Find the lines that hold the word "Tailwind" and return them.

### EXTRACTED DATA
◇ ◇ ◇ ◇
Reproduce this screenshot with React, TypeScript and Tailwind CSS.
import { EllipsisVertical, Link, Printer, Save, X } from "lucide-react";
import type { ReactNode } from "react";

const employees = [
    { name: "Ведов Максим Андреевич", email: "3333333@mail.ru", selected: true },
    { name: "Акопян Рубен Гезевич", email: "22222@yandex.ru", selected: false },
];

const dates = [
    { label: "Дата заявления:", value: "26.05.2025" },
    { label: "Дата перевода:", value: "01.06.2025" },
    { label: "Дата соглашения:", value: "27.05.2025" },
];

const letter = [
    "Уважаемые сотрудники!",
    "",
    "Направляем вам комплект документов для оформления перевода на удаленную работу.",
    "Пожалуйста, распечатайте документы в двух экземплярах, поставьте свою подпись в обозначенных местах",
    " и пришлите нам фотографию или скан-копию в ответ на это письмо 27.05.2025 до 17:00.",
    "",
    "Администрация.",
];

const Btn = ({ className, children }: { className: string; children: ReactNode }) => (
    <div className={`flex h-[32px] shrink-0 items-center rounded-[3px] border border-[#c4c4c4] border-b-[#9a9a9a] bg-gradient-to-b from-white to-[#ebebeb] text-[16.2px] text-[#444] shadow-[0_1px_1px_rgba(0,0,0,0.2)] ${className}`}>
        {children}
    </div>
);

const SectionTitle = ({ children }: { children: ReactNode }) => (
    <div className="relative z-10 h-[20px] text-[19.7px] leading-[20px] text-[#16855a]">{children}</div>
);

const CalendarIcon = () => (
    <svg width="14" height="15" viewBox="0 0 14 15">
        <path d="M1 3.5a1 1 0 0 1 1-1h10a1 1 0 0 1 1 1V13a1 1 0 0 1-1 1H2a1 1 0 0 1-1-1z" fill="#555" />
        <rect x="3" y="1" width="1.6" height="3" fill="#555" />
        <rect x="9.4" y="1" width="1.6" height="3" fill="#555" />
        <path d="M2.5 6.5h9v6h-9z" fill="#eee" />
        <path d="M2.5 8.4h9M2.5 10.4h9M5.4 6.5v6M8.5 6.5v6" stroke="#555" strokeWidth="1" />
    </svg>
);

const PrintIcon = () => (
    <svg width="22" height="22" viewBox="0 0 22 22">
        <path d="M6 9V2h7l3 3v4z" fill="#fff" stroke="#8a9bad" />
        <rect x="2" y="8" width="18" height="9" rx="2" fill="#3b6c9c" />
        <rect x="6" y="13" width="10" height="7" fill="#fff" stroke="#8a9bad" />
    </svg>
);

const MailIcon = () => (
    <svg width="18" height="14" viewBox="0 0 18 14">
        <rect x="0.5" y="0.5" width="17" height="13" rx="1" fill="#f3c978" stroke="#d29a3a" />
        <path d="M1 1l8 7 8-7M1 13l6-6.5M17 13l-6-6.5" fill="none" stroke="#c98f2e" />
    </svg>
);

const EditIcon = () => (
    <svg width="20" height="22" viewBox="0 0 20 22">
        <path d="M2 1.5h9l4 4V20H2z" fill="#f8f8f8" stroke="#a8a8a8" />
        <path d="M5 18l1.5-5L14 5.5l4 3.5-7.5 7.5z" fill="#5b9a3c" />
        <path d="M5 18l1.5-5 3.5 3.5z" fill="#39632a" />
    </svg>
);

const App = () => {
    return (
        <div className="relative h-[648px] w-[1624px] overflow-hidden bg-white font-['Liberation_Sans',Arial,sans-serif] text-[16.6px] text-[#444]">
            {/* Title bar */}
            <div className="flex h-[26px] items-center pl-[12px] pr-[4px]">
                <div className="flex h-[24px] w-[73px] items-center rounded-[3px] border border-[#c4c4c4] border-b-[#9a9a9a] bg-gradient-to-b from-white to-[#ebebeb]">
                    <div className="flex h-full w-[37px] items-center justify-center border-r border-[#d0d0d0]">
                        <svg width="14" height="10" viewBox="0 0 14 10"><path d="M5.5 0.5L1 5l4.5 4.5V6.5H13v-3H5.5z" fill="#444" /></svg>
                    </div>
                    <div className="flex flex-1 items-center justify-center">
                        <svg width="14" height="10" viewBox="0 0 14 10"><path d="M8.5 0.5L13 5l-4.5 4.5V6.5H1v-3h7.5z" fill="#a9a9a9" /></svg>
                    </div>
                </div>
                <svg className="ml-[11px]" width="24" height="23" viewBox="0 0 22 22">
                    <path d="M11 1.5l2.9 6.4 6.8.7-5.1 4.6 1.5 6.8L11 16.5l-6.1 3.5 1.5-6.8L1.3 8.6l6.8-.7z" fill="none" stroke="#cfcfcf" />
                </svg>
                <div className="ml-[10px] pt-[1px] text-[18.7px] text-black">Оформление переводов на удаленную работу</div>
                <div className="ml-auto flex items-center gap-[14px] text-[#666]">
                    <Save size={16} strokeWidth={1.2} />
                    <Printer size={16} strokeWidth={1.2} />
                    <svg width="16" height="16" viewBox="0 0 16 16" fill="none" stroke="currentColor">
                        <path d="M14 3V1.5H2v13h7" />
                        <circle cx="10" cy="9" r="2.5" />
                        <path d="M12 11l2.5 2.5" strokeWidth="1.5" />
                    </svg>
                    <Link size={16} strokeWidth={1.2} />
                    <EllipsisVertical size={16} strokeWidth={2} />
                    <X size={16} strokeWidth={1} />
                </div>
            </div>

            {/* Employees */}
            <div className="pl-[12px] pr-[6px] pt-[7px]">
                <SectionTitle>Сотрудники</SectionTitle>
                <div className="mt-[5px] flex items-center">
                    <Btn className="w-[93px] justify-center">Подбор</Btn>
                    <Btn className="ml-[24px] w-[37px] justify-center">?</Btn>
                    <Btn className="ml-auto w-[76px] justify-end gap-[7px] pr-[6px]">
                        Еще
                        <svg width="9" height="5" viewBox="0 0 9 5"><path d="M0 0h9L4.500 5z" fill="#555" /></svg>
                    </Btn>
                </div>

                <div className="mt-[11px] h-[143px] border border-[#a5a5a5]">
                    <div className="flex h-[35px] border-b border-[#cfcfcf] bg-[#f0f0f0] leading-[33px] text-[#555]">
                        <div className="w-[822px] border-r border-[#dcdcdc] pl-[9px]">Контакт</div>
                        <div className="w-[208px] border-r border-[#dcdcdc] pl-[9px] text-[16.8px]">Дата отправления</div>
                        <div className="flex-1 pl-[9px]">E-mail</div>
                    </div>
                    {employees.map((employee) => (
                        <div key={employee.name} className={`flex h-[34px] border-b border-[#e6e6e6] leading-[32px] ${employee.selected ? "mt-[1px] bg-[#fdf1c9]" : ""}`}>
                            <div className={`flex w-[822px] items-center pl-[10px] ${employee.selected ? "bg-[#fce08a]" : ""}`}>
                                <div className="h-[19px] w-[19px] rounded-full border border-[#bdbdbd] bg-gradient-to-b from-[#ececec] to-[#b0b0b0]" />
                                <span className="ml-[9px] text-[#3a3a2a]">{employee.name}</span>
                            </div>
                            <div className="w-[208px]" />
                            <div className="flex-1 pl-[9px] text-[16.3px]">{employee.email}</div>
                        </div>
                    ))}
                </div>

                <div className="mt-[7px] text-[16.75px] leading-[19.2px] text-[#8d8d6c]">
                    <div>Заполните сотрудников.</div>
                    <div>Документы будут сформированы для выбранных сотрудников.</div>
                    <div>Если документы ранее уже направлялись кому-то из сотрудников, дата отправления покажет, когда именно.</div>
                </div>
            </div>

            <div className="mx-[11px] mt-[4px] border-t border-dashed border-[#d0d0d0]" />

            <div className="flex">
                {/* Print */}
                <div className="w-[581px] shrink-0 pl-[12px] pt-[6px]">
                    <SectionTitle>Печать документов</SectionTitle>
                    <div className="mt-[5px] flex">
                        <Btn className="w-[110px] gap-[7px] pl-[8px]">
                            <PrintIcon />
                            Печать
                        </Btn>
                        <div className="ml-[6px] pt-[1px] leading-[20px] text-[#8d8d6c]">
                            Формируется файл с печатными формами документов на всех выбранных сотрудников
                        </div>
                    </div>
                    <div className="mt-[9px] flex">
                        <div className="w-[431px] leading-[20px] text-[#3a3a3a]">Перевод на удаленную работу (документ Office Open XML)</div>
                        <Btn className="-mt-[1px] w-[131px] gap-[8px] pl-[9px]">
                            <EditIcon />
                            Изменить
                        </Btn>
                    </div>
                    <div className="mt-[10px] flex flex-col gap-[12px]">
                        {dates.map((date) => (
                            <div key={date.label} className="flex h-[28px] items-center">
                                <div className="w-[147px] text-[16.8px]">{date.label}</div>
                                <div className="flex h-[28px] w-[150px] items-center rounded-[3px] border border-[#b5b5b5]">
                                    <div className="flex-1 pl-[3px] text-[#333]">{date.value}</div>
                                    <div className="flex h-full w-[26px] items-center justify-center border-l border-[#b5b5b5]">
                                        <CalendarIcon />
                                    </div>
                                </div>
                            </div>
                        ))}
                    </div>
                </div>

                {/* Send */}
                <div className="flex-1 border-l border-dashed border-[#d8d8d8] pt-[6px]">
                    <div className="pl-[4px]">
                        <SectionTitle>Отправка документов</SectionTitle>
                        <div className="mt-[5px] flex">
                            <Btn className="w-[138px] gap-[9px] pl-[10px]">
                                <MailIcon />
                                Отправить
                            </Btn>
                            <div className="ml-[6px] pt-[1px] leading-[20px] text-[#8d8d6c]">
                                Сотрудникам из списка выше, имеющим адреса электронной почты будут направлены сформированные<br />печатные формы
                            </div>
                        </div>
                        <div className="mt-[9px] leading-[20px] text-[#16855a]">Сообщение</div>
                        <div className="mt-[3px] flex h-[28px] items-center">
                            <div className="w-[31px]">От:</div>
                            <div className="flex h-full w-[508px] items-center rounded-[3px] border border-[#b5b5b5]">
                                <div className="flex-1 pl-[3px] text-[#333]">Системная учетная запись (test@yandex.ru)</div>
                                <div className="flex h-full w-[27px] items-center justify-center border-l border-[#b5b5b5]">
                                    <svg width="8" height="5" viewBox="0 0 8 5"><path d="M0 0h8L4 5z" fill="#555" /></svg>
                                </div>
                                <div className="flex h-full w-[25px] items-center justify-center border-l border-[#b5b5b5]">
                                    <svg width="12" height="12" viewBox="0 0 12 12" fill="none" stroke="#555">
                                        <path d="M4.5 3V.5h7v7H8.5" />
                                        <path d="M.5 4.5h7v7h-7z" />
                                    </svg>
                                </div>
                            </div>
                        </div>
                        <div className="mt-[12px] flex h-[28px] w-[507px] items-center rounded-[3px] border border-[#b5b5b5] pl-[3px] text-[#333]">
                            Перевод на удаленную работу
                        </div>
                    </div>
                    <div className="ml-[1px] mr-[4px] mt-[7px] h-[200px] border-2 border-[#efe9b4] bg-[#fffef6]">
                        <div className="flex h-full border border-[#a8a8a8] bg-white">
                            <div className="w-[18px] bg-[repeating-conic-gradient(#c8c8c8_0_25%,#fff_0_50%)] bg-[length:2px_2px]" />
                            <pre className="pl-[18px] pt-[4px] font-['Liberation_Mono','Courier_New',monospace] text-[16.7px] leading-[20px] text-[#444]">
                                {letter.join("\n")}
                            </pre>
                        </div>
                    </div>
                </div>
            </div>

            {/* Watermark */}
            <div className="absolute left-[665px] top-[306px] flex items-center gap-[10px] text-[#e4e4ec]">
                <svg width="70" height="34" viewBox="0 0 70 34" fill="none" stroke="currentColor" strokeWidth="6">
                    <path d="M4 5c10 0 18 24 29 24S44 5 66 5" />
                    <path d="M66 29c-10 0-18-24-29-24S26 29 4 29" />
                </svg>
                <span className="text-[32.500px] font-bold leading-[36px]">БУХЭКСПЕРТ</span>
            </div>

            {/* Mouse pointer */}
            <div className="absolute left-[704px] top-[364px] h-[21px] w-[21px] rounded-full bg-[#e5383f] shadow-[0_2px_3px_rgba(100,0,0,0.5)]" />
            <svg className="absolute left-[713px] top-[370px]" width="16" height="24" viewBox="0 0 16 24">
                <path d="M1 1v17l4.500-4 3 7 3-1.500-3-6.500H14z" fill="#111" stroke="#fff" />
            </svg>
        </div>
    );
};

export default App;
◇ ◇ ◇ ◇
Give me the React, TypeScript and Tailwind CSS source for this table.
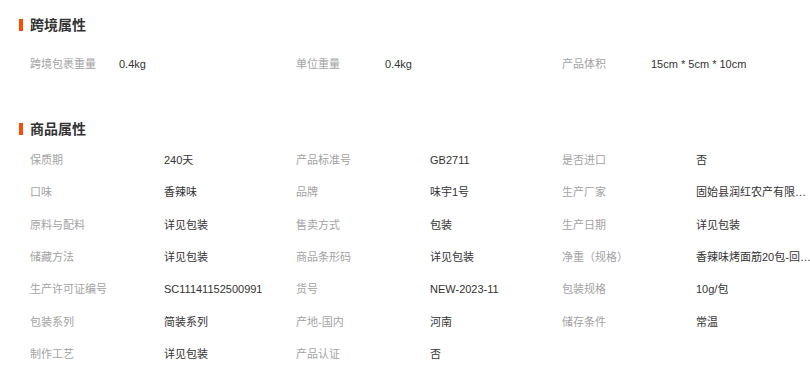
◇ ◇ ◇ ◇
### RESULT OF THIS EXERCISE
Reproduce this screenshot with React, TypeScript and Tailwind CSS.
Give me the React, TypeScript and Tailwind CSS source for this table.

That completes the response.